With their emphasis on fresh ingredients and authentic regional Italian recipes, Grey, who passed away this year, and Rogers helped to transform British cooking. (They also gave Jamie Oliver his start.) Their books can be hard to find, but are definitely worth any trouble you have to go to. This recipe is really more of a salad  -- and there are no capers -- but the lemon/olive oil dressing and the Parmesan shavings come close to approximating the flavors that I long for, even as I feel a tinge of righteousness at eating organic zucchini rather than raw beef.

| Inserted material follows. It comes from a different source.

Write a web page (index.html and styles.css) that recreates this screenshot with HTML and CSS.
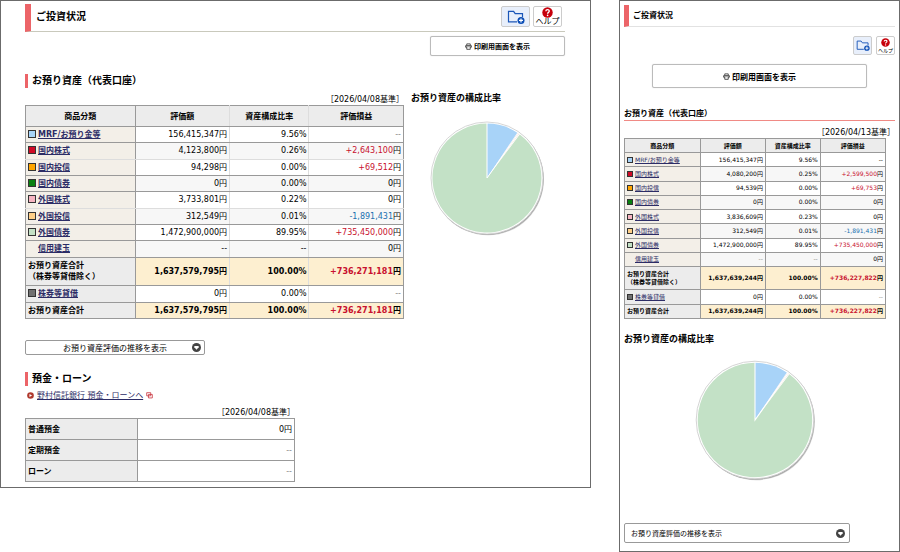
FILE: index.html
```html
<!DOCTYPE html>
<html lang="ja">
<head>
    <meta charset="UTF-8">
    <meta name="viewport" content="width=device-width, initial-scale=1.0">
    <title>ご投資状況</title>
    <link rel="stylesheet" href="styles.css">
</head>
<body>
    <!-- 共通アイコン -->
    <svg class="defs" width="0" height="0" aria-hidden="true">
        <symbol id="icon-folder" viewBox="0 0 18 14">
            <path d="M15.5 7V3.6H8.2L6.6 1.3H1.5v10.6h8.5" fill="none" stroke="#1a56b8" stroke-width="1.2"/>
            <circle cx="14" cy="10.4" r="3.5" fill="#0b4db5"/>
            <path d="M14 8.4v4M12 10.4h4" stroke="#fff" stroke-width="1.2"/>
        </symbol>
        <symbol id="icon-help" viewBox="0 0 12 12">
            <circle cx="6" cy="6" r="5.7" fill="#c7000b"/>
            <path d="M4.2 4.7C4.2 2.3 8 2.4 7.9 4.6 7.8 5.9 6.1 5.9 6.1 7.4" fill="none" stroke="#fff" stroke-width="1.5"/>
            <circle cx="6.1" cy="9.2" r="0.9" fill="#fff"/>
        </symbol>
        <symbol id="icon-print" viewBox="0 0 8 8">
            <path d="M2 2.3V1h4v1.3" fill="none" stroke="#111" stroke-width="0.8"/>
            <path d="M1 2.5h6q.6 0 .6.6v2H.4v-2q0-.6.6-.6z" fill="#111"/>
            <path d="M1.4 3.8h5.2" stroke="#fff" stroke-width="0.9"/>
            <path d="M2 4.8v2.4h4V4.8" fill="#fff" stroke="#111" stroke-width="0.8"/>
        </symbol>
        <symbol id="icon-down" viewBox="0 0 10 10">
            <circle cx="5" cy="5" r="5" fill="#444"/>
            <path d="M2.6 3.3h4.8v1.4L5 7.4 2.6 4.7z" fill="#fff"/>
        </symbol>
        <symbol id="pie" viewBox="0 0 120 120">
            <circle cx="61" cy="61.3" r="56" fill="#777" opacity="0.35"/>
            <circle cx="60.6" cy="60.8" r="56" fill="#888" opacity="0.6"/>
            <circle cx="60" cy="60" r="56" fill="#fff" stroke="#ccc" stroke-width="0.8"/>
            <path d="M60 60L90.8 15A54.5 54.5 0 0 1 92.2 16z" fill="#f5e4dc"/>
            <path d="M60 60V5.5A54.5 54.5 0 0 1 90.3 14.7z" fill="#a8d3f8"/>
            <path d="M60 60L92.8 16.5A54.5 54.5 0 1 1 60 5.5z" fill="#c3e1c6"/>
            <path d="M60 5V60L91.5 15.4" fill="none" stroke="#fff" stroke-width="1"/>
        </symbol>
    </svg>

    <div class="screens">
        <main class="panel panel-pc">
            <header class="page-head">
                <h1>ご投資状況</h1>
                <div class="tools">
                    <button class="tool tool-folder" aria-label="フォルダに追加"><svg><use href="#icon-folder"/></svg></button>
                    <button class="tool tool-help"><svg><use href="#icon-help"/></svg>ヘルプ</button>
                </div>
            </header>
            <button class="print"><svg><use href="#icon-print"/></svg>印刷用画面を表示</button>

            <h2>お預り資産（代表口座）</h2>
            <div class="assets-wrap">
                <div class="assets-main">
                    <p class="date">［2026/04/08基準］</p>
                    <table class="assets">
                        <thead>
                            <tr><th>商品分類</th><th>評価額</th><th>資産構成比率</th><th>評価損益</th></tr>
                        </thead>
                        <tbody>
                            <tr><th><i class="mark mrf"></i><a href="#">MRF/お預り金等</a></th><td>156,415,347円</td><td>9.56%</td><td class="none">--</td></tr>
                            <tr><th><i class="mark jp-stock"></i><a href="#">国内株式</a></th><td>4,123,800円</td><td>0.26%</td><td><span class="plus">+2,643,100</span>円</td></tr>
                            <tr><th><i class="mark jp-fund"></i><a href="#">国内投信</a></th><td>94,298円</td><td>0.00%</td><td><span class="plus">+69,512</span>円</td></tr>
                            <tr><th><i class="mark jp-bond"></i><a href="#">国内債券</a></th><td>0円</td><td>0.00%</td><td>0円</td></tr>
                            <tr><th><i class="mark fr-stock"></i><a href="#">外国株式</a></th><td>3,733,801円</td><td>0.22%</td><td>0円</td></tr>
                            <tr><th><i class="mark fr-fund"></i><a href="#">外国投信</a></th><td>312,549円</td><td>0.01%</td><td><span class="minus">-1,891,431</span>円</td></tr>
                            <tr><th><i class="mark fr-bond"></i><a href="#">外国債券</a></th><td>1,472,900,000円</td><td>89.95%</td><td><span class="plus">+735,450,000</span>円</td></tr>
                            <tr><th><i class="mark empty"></i><a href="#">信用建玉</a></th><td>--</td><td>--</td><td>0円</td></tr>
                            <tr class="total subtotal"><th>お預り資産合計<br>（株券等貸借除く）</th><td>1,637,579,795円</td><td>100.00%</td><td><span class="plus">+736,271,181</span>円</td></tr>
                            <tr><th class="lending"><i class="mark lend"></i><a href="#">株券等貸借</a></th><td>0円</td><td>0.00%</td><td class="none">--</td></tr>
                            <tr class="total"><th>お預り資産合計</th><td>1,637,579,795円</td><td>100.00%</td><td><span class="plus">+736,271,181</span>円</td></tr>
                        </tbody>
                    </table>
                </div>
                <section class="ratio">
                    <h3>お預り資産の構成比率</h3>
                    <svg class="pie" role="img" aria-label="お預り資産の構成比率"><use href="#pie"/></svg>
                </section>
            </div>
            <button class="trend"><span>お預り資産評価の推移を表示</span><svg><use href="#icon-down"/></svg></button>

            <h2 class="loan-head">預金・ローン</h2>
            <p class="bank">
                <svg class="bullet" viewBox="0 0 8 8"><circle cx="4" cy="4" r="3.8" fill="#b03a2e"/><path d="M2.8 2.2L5.8 4 2.8 5.8z" fill="#fff"/></svg>
                <a href="#">野村信託銀行 預金・ローンへ</a>
                <svg class="window" viewBox="0 0 8 8"><path d="M.8.8h4.6v3.6H.8zM2.8 2.8h4.4v4H2.8z" fill="#fff" stroke="#c8323c" stroke-width="0.9"/></svg>
            </p>
            <div class="loan">
                <p class="date">［2026/04/08基準］</p>
                <table>
                    <tr><th>普通預金</th><td>0円</td></tr>
                    <tr><th>定期預金</th><td class="none">--</td></tr>
                    <tr><th>ローン</th><td class="none">--</td></tr>
                </table>
            </div>
        </main>

        <aside class="panel panel-sp">
            <header class="page-head">
                <h1>ご投資状況</h1>
            </header>
            <div class="tools">
                <button class="tool tool-folder" aria-label="フォルダに追加"><svg><use href="#icon-folder"/></svg></button>
                <button class="tool tool-help"><svg><use href="#icon-help"/></svg>ヘルプ</button>
            </div>
            <button class="print"><svg><use href="#icon-print"/></svg>印刷用画面を表示</button>

            <h2>お預り資産（代表口座）</h2>
            <p class="date">［2026/04/13基準］</p>
            <div class="sp-body">
                <table class="assets">
                    <thead>
                        <tr><th>商品分類</th><th>評価額</th><th>資産構成比率</th><th>評価損益</th></tr>
                    </thead>
                    <tbody>
                        <tr><th><i class="mark mrf"></i><a href="#">MRF/お預り金等</a></th><td>156,415,347円</td><td>9.56%</td><td>--</td></tr>
                        <tr><th><i class="mark jp-stock"></i><a href="#">国内株式</a></th><td>4,080,200円</td><td>0.25%</td><td><span class="plus">+2,599,500</span>円</td></tr>
                        <tr><th><i class="mark jp-fund"></i><a href="#">国内投信</a></th><td>94,539円</td><td>0.00%</td><td><span class="plus">+69,753</span>円</td></tr>
                        <tr><th><i class="mark jp-bond"></i><a href="#">国内債券</a></th><td>0円</td><td>0.00%</td><td>0円</td></tr>
                        <tr><th><i class="mark fr-stock"></i><a href="#">外国株式</a></th><td>3,836,609円</td><td>0.23%</td><td>0円</td></tr>
                        <tr><th><i class="mark fr-fund"></i><a href="#">外国投信</a></th><td>312,549円</td><td>0.01%</td><td><span class="minus">-1,891,431</span>円</td></tr>
                        <tr><th><i class="mark fr-bond"></i><a href="#">外国債券</a></th><td>1,472,900,000円</td><td>89.95%</td><td><span class="plus">+735,450,000</span>円</td></tr>
                        <tr><th><i class="mark empty"></i><a href="#">信用建玉</a></th><td class="none">--</td><td class="none">--</td><td>0円</td></tr>
                        <tr class="total subtotal"><th>お預り資産合計<br>（株券等貸借除く）</th><td>1,637,639,244円</td><td>100.00%</td><td><span class="plus">+736,227,822</span>円</td></tr>
                        <tr><th class="lending"><i class="mark lend"></i><a href="#">株券等貸借</a></th><td>0円</td><td>0.00%</td><td class="none">--</td></tr>
                        <tr class="total"><th>お預り資産合計</th><td>1,637,639,244円</td><td>100.00%</td><td><span class="plus">+736,227,822</span>円</td></tr>
                    </tbody>
                </table>
                <h3>お預り資産の構成比率</h3>
                <svg class="pie" role="img" aria-label="お預り資産の構成比率"><use href="#pie"/></svg>
            </div>
            <button class="trend"><span>お預り資産評価の推移を表示</span><svg><use href="#icon-down"/></svg></button>
        </aside>
    </div>
</body>
</html>
```
FILE: styles.css
```css
* {
    box-sizing: border-box;
}
body {
    margin: 0;
    background: #fff;
    color: #000;
    font-family: "DejaVu Sans", "Noto Sans CJK JP", sans-serif;
    font-size: 8px;
    line-height: 11px;
    text-spacing-trim: space-all;
}
h1, h2, h3, p {
    margin: 0;
}
button {
    font-family: inherit;
    color: inherit;
    background: #fff;
    cursor: pointer;
}
a {
    color: #2c2c66;
}
.defs {
    display: block;
    height: 0;
}
.screens {
    display: grid;
    grid-template-columns: minmax(0, 591fr) minmax(0, 281fr);
    align-items: start;
    gap: 28px;
}
.panel {
    border: 1px solid #6b6b6b;
}
.panel-pc {
    padding: 3px 25px 5px 24px;
}
.panel-sp {
    padding: 4px 4px 8px;
}

/* ページ見出し */
.page-head {
    display: flex;
    justify-content: space-between;
    height: 28px;
    padding-left: 5px;
    border-left: 6px solid #ec6468;
    border-bottom: 1px solid #c9c9bc;
}
h1 {
    font-size: 10px;
    line-height: 25px;
}
.tools {
    display: flex;
    gap: 3px;
    padding: 2px 3px 0 0;
}
.tool {
    display: flex;
    flex-direction: column;
    align-items: center;
    justify-content: center;
    width: 29px;
    height: 21px;
    padding: 0;
    border: 1px solid #ccc;
    border-radius: 2px;
    font-size: 8px;
    line-height: 8px;
    white-space: nowrap;
}
.tool-folder {
    background: #e8effb;
}
.tool-folder svg {
    width: 18px;
    height: 14px;
}
.tool-help svg {
    width: 11px;
    height: 11px;
    flex: none;
}
.print {
    display: flex;
    align-items: center;
    justify-content: center;
    gap: 2px;
    width: 135px;
    height: 20px;
    margin: 4px 0 0 auto;
    border: 1px solid #bbb;
    border-radius: 2px;
    box-shadow: 0 0 1px #ccc;
    font-size: 7px;
    font-weight: bold;
}
.print svg {
    width: 7px;
    height: 7px;
}
h2 {
    height: 14px;
    margin-top: 18px;
    padding-left: 4px;
    border-left: 3px solid #ec6468;
    font-size: 10px;
    line-height: 13px;
}
h3 {
    font-size: 9px;
    line-height: 12px;
}
.date {
    text-align: right;
}

/* 資産一覧 */
.assets-wrap {
    display: grid;
    grid-template-columns: minmax(0, 379fr) minmax(0, 154fr);
    gap: 7px;
    margin-top: 6px;
}
.ratio h3 {
    margin-top: -2px;
}
.pie {
    display: block;
    width: 120px;
    height: 120px;
    margin: 14px auto 0 16px;
}
table {
    width: 100%;
    border-collapse: collapse;
}
th, td {
    padding: 0 2px;
    border: 1px solid #999;
    white-space: nowrap;
}
td {
    text-align: right;
}
.assets {
    height: 214px;
    table-layout: fixed;
}
.assets tr {
    height: 16px;
}
.assets thead tr {
    height: 21px;
}
.assets thead th {
    background: #ececec;
    text-align: center;
}
.assets thead th:nth-child(1) {
    width: 29%;
}
.assets thead th:nth-child(2) {
    width: 25%;
}
.assets thead th:nth-child(3) {
    width: 21%;
}
.assets tbody th {
    background: #f3efe8;
    text-align: left;
}
.assets tbody tr:nth-child(even) td {
    background: #f7f7f7;
}
.assets .subtotal {
    height: 28px;
}
.assets tbody .total th,
.assets tbody th.lending {
    background: #ececec;
}
.assets tbody .total td {
    background: #fdefd0;
    font-weight: bold;
}
.assets tbody tr:nth-child(10) td {
    background: #fff;
}
.panel-pc .assets tr > :nth-child(2),
.panel-pc .assets tr > :nth-child(3) {
    border-right-color: #ddd;
}
.panel-pc .assets tbody tr:nth-child(2) > *,
.panel-pc .assets tbody tr:nth-child(5) > * {
    border-bottom-color: #ddd;
}
.mark {
    display: inline-block;
    width: 8px;
    height: 8px;
    margin-right: 2px;
    border: 1px solid #333;
    vertical-align: -1px;
}
.mrf { background: #a8d3f8; }
.jp-stock { background: #d00a26; }
.jp-fund { background: #ffa500; }
.jp-bond { background: #0a8010; }
.fr-stock { background: #f7b5c2; }
.fr-fund { background: #ffcf87; }
.fr-bond { background: #c3e1c6; }
.lend { background: #707070; }
.empty { border-color: transparent; }
.plus {
    color: #c8102e;
}
.minus {
    color: #2070b0;
}
.none {
    color: #888;
}

.trend {
    display: flex;
    align-items: center;
    justify-content: space-between;
    width: 180px;
    height: 15px;
    margin-top: 21px;
    padding: 0 3px 0 37px;
    border: 1px solid #999;
    border-radius: 2px;
    font-size: 8px;
}
.trend svg {
    width: 9px;
    height: 9px;
}

/* 預金・ローン */
.loan-head {
    margin-top: 17px;
}
.bank {
    display: flex;
    align-items: center;
    gap: 3px;
    margin: 4px 0 6px;
    padding-left: 2px;
}
.bank svg {
    width: 7px;
    height: 7px;
}
.loan {
    width: 50%;
}
.loan tr {
    height: 21px;
}
.loan th {
    width: 112px;
    background: #ececec;
    text-align: left;
}

/* スマートフォン表示 */
.panel-sp .page-head {
    height: 22px;
    padding-left: 4px;
    border-left-width: 5px;
    border-bottom-color: #e2e2e2;
}
.panel-sp h1 {
    font-size: 8px;
    line-height: 21px;
}
.panel-sp .tools {
    justify-content: flex-end;
    gap: 4px;
    padding: 9px 0 0;
}
.panel-sp .tool {
    width: 19px;
    height: 19px;
    font-size: 5px;
    line-height: 6px;
}
.panel-sp .tool-folder svg {
    width: 14px;
    height: 11px;
}
.panel-sp .tool-help svg {
    width: 9px;
    height: 9px;
}
.panel-sp .print {
    width: 215px;
    height: 24px;
    margin: 9px auto 0;
    font-size: 8px;
}
.panel-sp h2 {
    margin: 19px 0 6px;
    padding: 0;
    border-left: 0;
    border-bottom: 1px solid #f08a85;
    font-size: 8px;
}
.sp-body {
    margin-right: 9px;
}
.panel-sp .assets {
    height: 181px;
    font-size: 6px;
    line-height: 8px;
}
.panel-sp .assets tr {
    height: 14px;
}
.panel-sp .assets .subtotal {
    height: 23px;
}
.panel-sp .assets a {
    font-weight: normal;
}
.panel-sp .mark {
    width: 6px;
    height: 6px;
}
.panel-sp h3 {
    margin-top: 14px;
}
.panel-sp .pie {
    width: 126px;
    height: 126px;
    margin: 12px auto 0;
}
.panel-sp .trend {
    width: 226px;
    height: 20px;
    margin-top: 40px;
    padding: 0 4px 0 6px;
    font-size: 7px;
}
```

I found the perfect small zucchini at the Atlas Farm stand at the Copley Square Market in Boston. The secret is to slice the zucchini as close to paper thin as possible. You could use a mandolin, but I don't think that's really necessary; I just use a good sharp knife. Once you slice the zucchini, you marinate it for five minutes or so in the dressing -- then it's ready to be plated with some arugula, topped with Parmesan and served. It couldn't be easier. Or more delicious. It's even good for you.




Zucchini Carpaccio
from Cafe Cookbook: Italian Recipes from London's River Cafe
by Rose Gray and Ruth Rogers


For 6 -- use only small, young zucchini for this salad

Ingredients
2 pounds young yellow and green zucchini
1 bunch arugula
3 tablespoons extra virgin olive oil
Juice of 1 lemon
Coarse sea salt and freshly ground black pepper
6-ounce piece Parmesan, slivered

Instructions
1. Trim the ends off the zucchini and slice at an angle into thin rounds.
2. Pick through the arugula, discarding any yellow leaves. Snap off the stalks, then wash and dry the leaves thoroughly.
3. Mix together the olive oil, lemon juice, and salt and pepper, and pour over the zucchini. Mix, then leave to marinade for 5 minutes. Season with salt and pepper.
4. Divide the arugula between the serving plates. Put the zucchini on top and then add the Parmesan slivers. Add a small amount of freshly ground pepper, and serve.